Stuart Parsons from Fleurets' Bristol office says recent months have seen a rising number of mid-market bars and smaller nightclubs come onto the market with the suggestion that the reason has been dipping sales and declining profits.

"The nightclub market has always had the reputation of being fickle, with the smaller individual operations being particularly affected by the opening of new competition and refurbishment of outlets," he says.

"Extended trading hours has not resulted in customers spending more money in clubs and bars.

"Similar sums are being spent, but the

pattern has changed - with town-centre

customers coming out later, but instead of needing to visit a club for a late drink, they now have far more choice.

"Pubs and bars have maintained sales but smaller clubs have experienced declining sales and profitability.

"Logic dictates this must result in a decline in property values but only time will tell."

wellstead: Further Market consolidation still to come

Christie+Co national public houses and restaurants director Colin Wellstead agrees that the new licensing regulations have affected trade in the nightclub sector.
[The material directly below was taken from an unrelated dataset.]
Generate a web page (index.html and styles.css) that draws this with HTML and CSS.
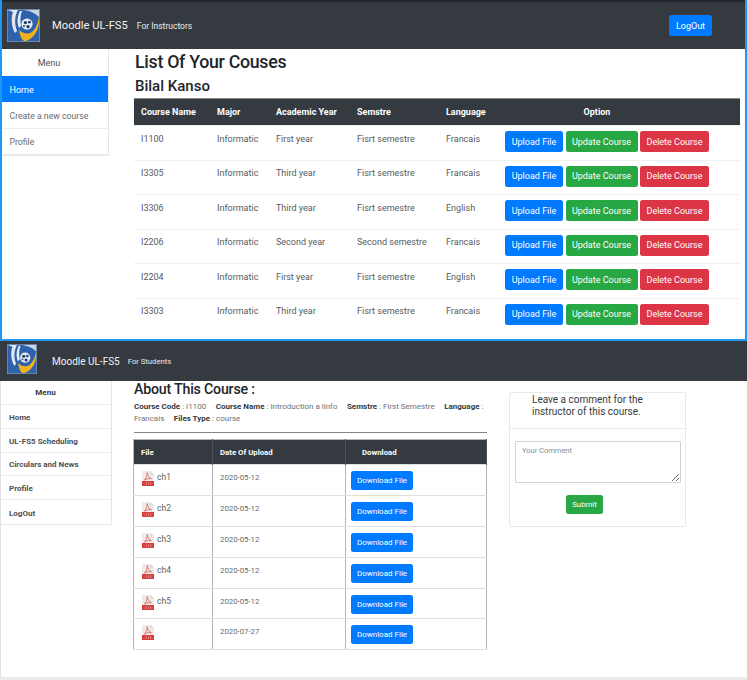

But he argues that this was already starting to happen through the 1990s with the opening of new-style chameleon bars which had the ability to change their

trading format according to the time of day or night.

As more and more outlets acquired drinking extensions to midnight and

then 1am, clubgoers felt no pressure to exit these outlets at 11pm simply to obtain late drinking at traditional "black box" nightclubs.

Consolidation in the high street, evident through the late 1990s, will continue, he predicts, as the effects of longer drinking hours and the smoking ban drives a change in drinking and leisure patterns.

"We have seen the demise of a number of operators over the past few years with the major players now being Laurel, which sold its mainstream pubs to Greene King, and acquired Yates's and the majority of the

SFI units," said Wellstead.

"It is reported to have a number of properties on the market although the majority of these appear to be over-rented and under-trading.

"There are a significant number of units of this nature on the market from a variety of sources and they are proving very difficult for most agents to sell and some are literally unsaleable."

Niche product operators however have survived, with firms such as Inventive Leisure and its Revolution Vodka Bars selectively expanding.

Another niche player on the regional stage is Apres Bars, which trade around the West Midlands. Wellstead believes this is a company to watch for in the future.

"Town and city bars have obviously benefited from the changes in the licensing laws, but now have to face the potential from the impact of the smoking ban," he added.

"Some have already devised a smoking solution but those who do not address the issue could see trade damaged."